Au passage, remarquons que ce désordre a été initialement provoqué par un abus de confiance des États-Unis. La création monétaire abusive et la dette sont encore une fois à l'origine de turbulences néfastes pour les équilibres en place.

La fin de la convertibilité du dollar en or ouvre la porte à une course internationale à l'endettement. Pourquoi se gêner s'il n'y a plus de limite qui nous rattache au réel. La finance, qui est la science de l'endettement, va connaître à partir de là un essor considérable !

Alors que les produits dérivés sont au départ des produits de couverture contre les fluctuations des prix des devises et des matières premières, les banques et la communauté financière vont en faire de plus en plus des produits de spéculation.

À partir des années 90, c'est l'âge d'or des golden boys et de l'argent facile. Les produits deviennent de plus en plus sophistiqués et de moins en moins liées à l'économie réelle.

Aujourd'hui, le produit phare et le plus échangé est le VIX. Cet instrument permet de mesurer l'estimation de la volatilité future de la bourse américaine (S&P500).
Tous les jours, des milliards s'échangent sur un instrument complètement déconnecté de notre quotidien.

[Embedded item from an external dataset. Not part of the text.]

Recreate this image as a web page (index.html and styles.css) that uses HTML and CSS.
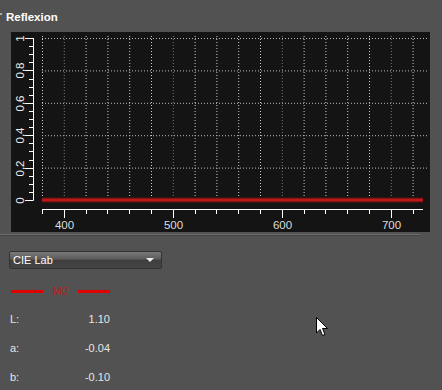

Aujourd'hui, la taille des produits dérivés est devenue démentielle !
1.200.000 milliards de dollars de nominal ! 15 fois la valeur de toutes les entreprises mondiales cotées !

 



Même si ce chiffre démesuré ne mesure pas l’exposition réelle, car d’une part les risques de certains produits se compensent entre eux, et d’autre part certains produits n’ont plus aucune sensibilité aux fluctuations des marchés, l'intelligence humaine n'est même plus en mesure de s'imaginer l'ordre de grandeur de ce casino géant.

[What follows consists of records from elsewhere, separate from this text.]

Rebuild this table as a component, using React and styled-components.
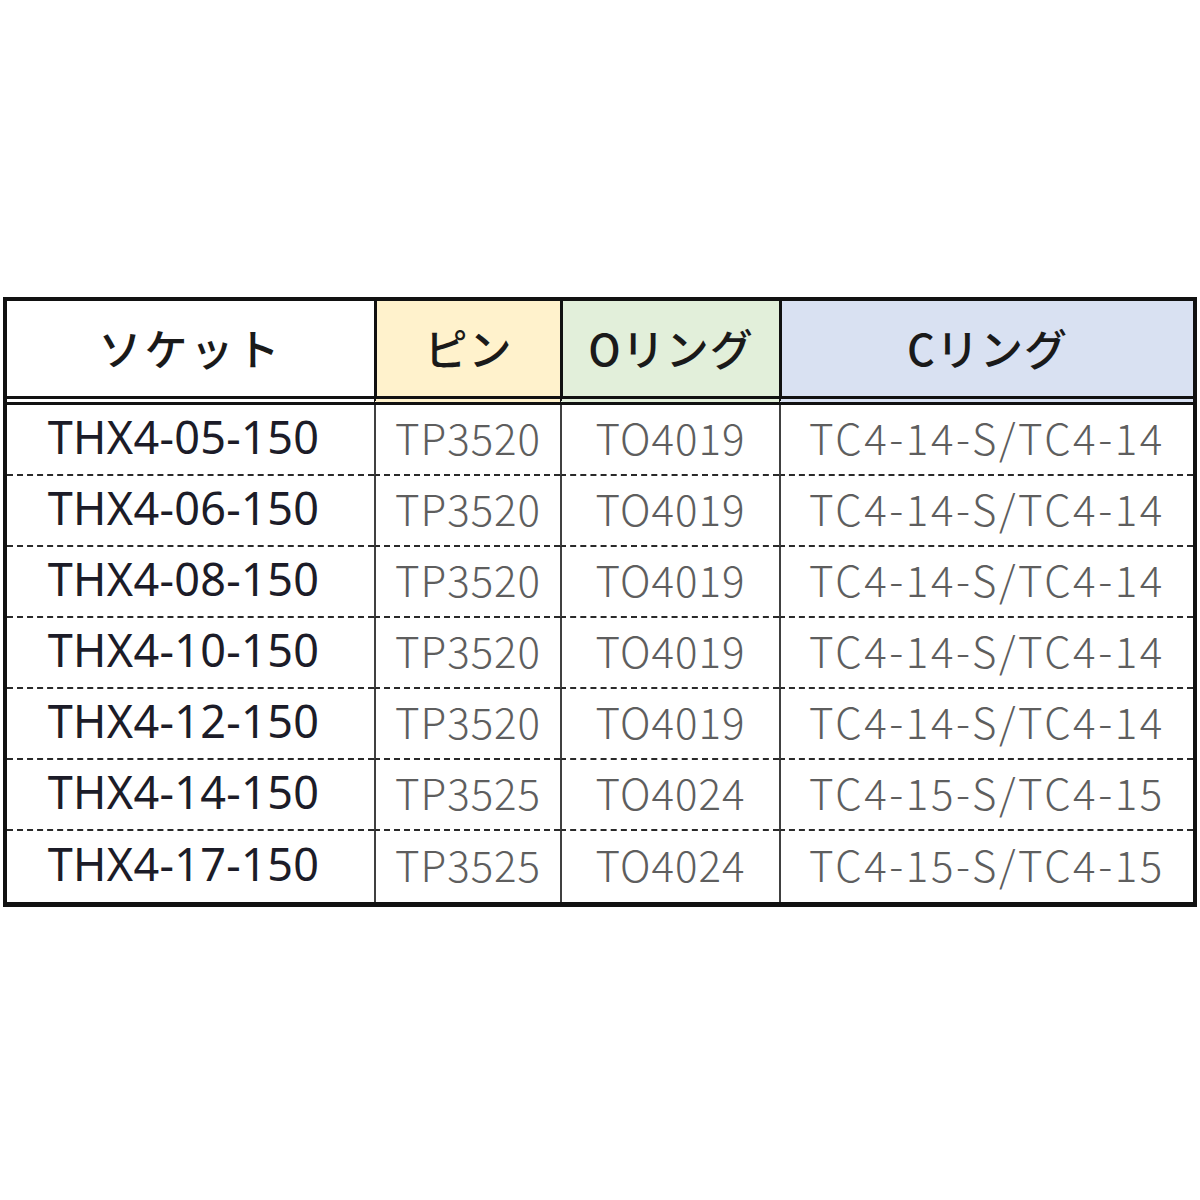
import React from 'react'
import styled, { createGlobalStyle } from 'styled-components'

const rows = [
  ['THX4-05-150', 'TP3520', 'TO4019', 'TC4-14-S/TC4-14'],
  ['THX4-06-150', 'TP3520', 'TO4019', 'TC4-14-S/TC4-14'],
  ['THX4-08-150', 'TP3520', 'TO4019', 'TC4-14-S/TC4-14'],
  ['THX4-10-150', 'TP3520', 'TO4019', 'TC4-14-S/TC4-14'],
  ['THX4-12-150', 'TP3520', 'TO4019', 'TC4-14-S/TC4-14'],
  ['THX4-14-150', 'TP3525', 'TO4024', 'TC4-15-S/TC4-15'],
  ['THX4-17-150', 'TP3525', 'TO4024', 'TC4-15-S/TC4-15'],
]

const headers = [
  { label: 'ソケット', bg: '#ffffff' },
  { label: 'ピン', bg: '#fff2cc' },
  { label: 'Oリング', bg: '#e2efda' },
  { label: 'Cリング', bg: '#d9e1f2' },
]

export default function App() {
  return (
    <>
      <GlobalStyle />
      <Page>
        <Table>
          {headers.map((h, i) => (
            <HeadCell key={h.label} bg={h.bg} first={i === 0}>
              {h.label}
            </HeadCell>
          ))}
          {rows.map((row, r) =>
            row.map((text, c) => (
              <Cell
                key={`${r}-${c}`}
                first={c === 0}
                spacing={c === 3 ? 2.6 : c === 0 ? 0.3 : 1}
                last={r === rows.length - 1}
              >
                {text}
              </Cell>
            )),
          )}
        </Table>
      </Page>
    </>
  )
}

// #region styles
const GlobalStyle = createGlobalStyle`
  html, body {
    margin: 0;
    padding: 0;
    background: #ffffff;
  }
`

const Page = styled.div`
  width: 1200px;
  height: 1200px;
  padding: 297px 0 0 3px;
  box-sizing: border-box;
`

const Table = styled.div`
  display: grid;
  grid-template-columns: 367px 186px 219px 414px;
  width: 1194px;
  box-sizing: border-box;
  border: 4px solid #111;
  border-bottom-width: 5px;
`

const HeadCell = styled.div`
  display: flex;
  align-items: center;
  justify-content: center;
  box-sizing: border-box;
  height: 104px;
  background: ${({ bg }) => bg};
  border-left: ${({ first }) => (first ? 'none' : '3px solid #111')};
  border-bottom: 9px double #111;
  font-family: 'Noto Sans CJK JP', 'Noto Sans', sans-serif;
  font-weight: 500;
  font-size: 43px;
  letter-spacing: ${({ first }) => (first ? '3px' : '1px')};
  color: #1a1a1a;
  padding-bottom: 3px;
`

const Cell = styled.div`
  display: flex;
  align-items: center;
  justify-content: center;
  box-sizing: border-box;
  height: 71px;
  border-left: ${({ first }) => (first ? 'none' : '2px solid #404040')};
  border-bottom: ${({ last }) => (last ? 'none' : '2px dashed #2a2a2a')};
  font-family: ${({ first }) =>
    first
      ? "'Noto Sans', sans-serif"
      : "'Noto Sans CJK JP', 'Noto Sans', sans-serif"};
  font-size: ${({ first }) => (first ? '45px' : '42px')};
  font-weight: ${({ first }) => (first ? 400 : 300)};
  letter-spacing: ${({ spacing }) => spacing}px;
  color: ${({ first }) => (first ? '#1c1c28' : '#5e5e5e')};
  padding-bottom: 6px;
  padding-right: ${({ first }) => (first ? '14px' : '0')};
`
// #endregion
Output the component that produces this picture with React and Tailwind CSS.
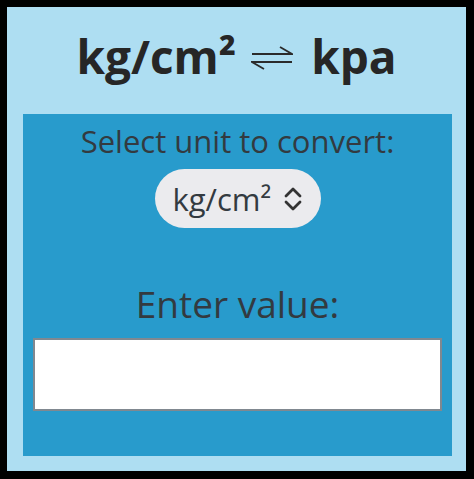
import React from "react";

function Harpoons() {
  return (
    <svg width="42" height="26" viewBox="0 0 42 26" className="ml-[15px] mr-[18px] mt-[4px]" fill="none" stroke="#2b2b2b" strokeWidth="1.8" strokeLinecap="butt">
      <path d="M1 9 H41 L29 2" />
      <path d="M41 17 H1 L13 24" />
    </svg>
  );
}

function UpDown() {
  return (
    <svg width="20" height="26" viewBox="0 0 20 26" fill="none" stroke="#333" strokeWidth="2.8" strokeLinecap="round" strokeLinejoin="round">
      <path d="M3 10 L10 3 L17 10" />
      <path d="M3 16 L10 23 L17 16" />
    </svg>
  );
}

export default function App() {
  return (
    <div className="w-[474px] h-[479px] bg-black pt-[7px] pl-[7px] pr-[8px] pb-[8px]" style={{ fontFamily: '"Open Sans", "Liberation Sans", sans-serif' }}>
      <div className="w-full h-full bg-[#aedef2] flex flex-col">
        <div className="h-[107px] flex items-center justify-center text-[#262626] font-bold text-[46px] leading-[56px] pb-[10px]">
          <span>kg/cm²</span>
          <Harpoons />
          <span>kpa</span>
        </div>
        <div className="ml-[16px] mr-[14px] mb-[15px] flex-1 bg-[#289bcc] flex flex-col items-center pt-[9px] px-[10px]">
          <div className="text-[31px] leading-[36px] text-[#333a40]">Select unit to convert:</div>
          <div className="mt-[10px] w-[166px] h-[59px] rounded-full bg-[#ebebee] flex items-center pl-[18px] gap-[12px] text-[31px] text-[#333a40]">
            <span className="leading-[36px]">kg/cm²</span>
            <UpDown />
          </div>
          <div className="mt-[54px] text-[37px] leading-[44px] text-[#333a40]">Enter value:</div>
          <input className="mt-[12px] w-full h-[73px] bg-white border-2 border-[#808890] outline-none" />
        </div>
      </div>
    </div>
  );
}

Durant la crise de 2008, pour l'industrie des dérivés, il ne faisait plus de doutes que l'activité des produits dérivés accentuait les mouvements boursiers, amplifiant ainsi la crise bancaire, mettant en danger l'économie réelle.

La nature même des produits dérivés fait que plus les marchés baissent, et plus les risques à couvrir explosent, et plus les traders doivent vendre pour diminuer les pertes de leurs portefeuilles au cas où la bourse continuerait de baisser.

Ce cycle infernal qui se nourrit de lui-même, fait penser à un serpent qui se mange la queue. Les produits dérivés sont tel un volcan endormi la plupart du temps, mais quand il se réveille, plus rien ne peut l'arrêter !

Ce monstre est le fruit de l'intelligence humaine. Mais tel le monstre de Frankenstein qui se retourne contre son maître, rien ne peut l'arrêter quand il se met en action.

Comme en Octobre 2008, ou Mars 2020, la baisse brutale et sans fin des marchés met en danger le bilan des banques et terrorise les possédants. Les banques ne peuvent plus prêter à l'économie réelle. La confiance est au plus bas. La société est en danger. Le monde est en danger.

Le seul moyen "intelligent" trouvé par ceux qui contrôlent ce système pour arrêter l'hémorragie, c'est de créer de la monnaie à partir de rien, de l'injecter dans les marchés financiers via le circuit de la dette, tout en sachant qu'il finira par ricochet dans le marché boursier.

Grâce à cette intervention, les bourses remontent, les spéculateurs et les banques sont sauvées, les possédants retrouvent le sourire. Mais les dégâts sur l'économie, eux, sont bien réels : l'État français a connu un trou de 700 milliards d'euros faisant suite à la crise de 2008.

Ce ne sont pas les banques et les spéculateurs qui en ont payé les conséquences, mais les contribuables français, les fonctionnaires, nos écoles et universités, nos hôpitaux, et les usagers des services publics. Cette conséquence a un nom, c'est la politique d'austérité.

En résumé, les banques "couvrent" des agents économiques, et participent aussi avec d'autres spéculateurs à parier sur ces produits. Quand tout se passe bien ce sont bonus et dividendes pour cette élite financiarisée. Quand tout se passe mal c'est le peuple qui trinque !

La monnaie créée par la BCE ne sera jamais remboursée. Cette monnaie créée sert à éteindre le feu créé par les pyromanes de la finance. Mais il n'y a rien de magique dans ce monde. Tôt ou tard, d'une manière ou d'une autre, le peuple en paiera le prix !

Pour vous faire comprendre la nature toxique des produits dérivés, j'ai pris le temps de vous expliquer la cause historique de leur essor. Les produits dérivés se sont développés à la suite d’une rupture de confiance, à des accords non tenus par la première puissance mondiale.

Les produits dérivés se sont aussi développés à la suite d’une déconnexion du réel avec la fin de la convertibilité du dollar en or, et suite enfin à l'essor de l'endettement international.

Au lieu d'injecter des milliards pour sauver les possédants et les spéculateurs qui prennent en otage les peuples et l'économie, nous devrions plutôt penser tous ensemble à un nouveau système monétaire international, équitable, au service de l'économie réelle et de l'humain.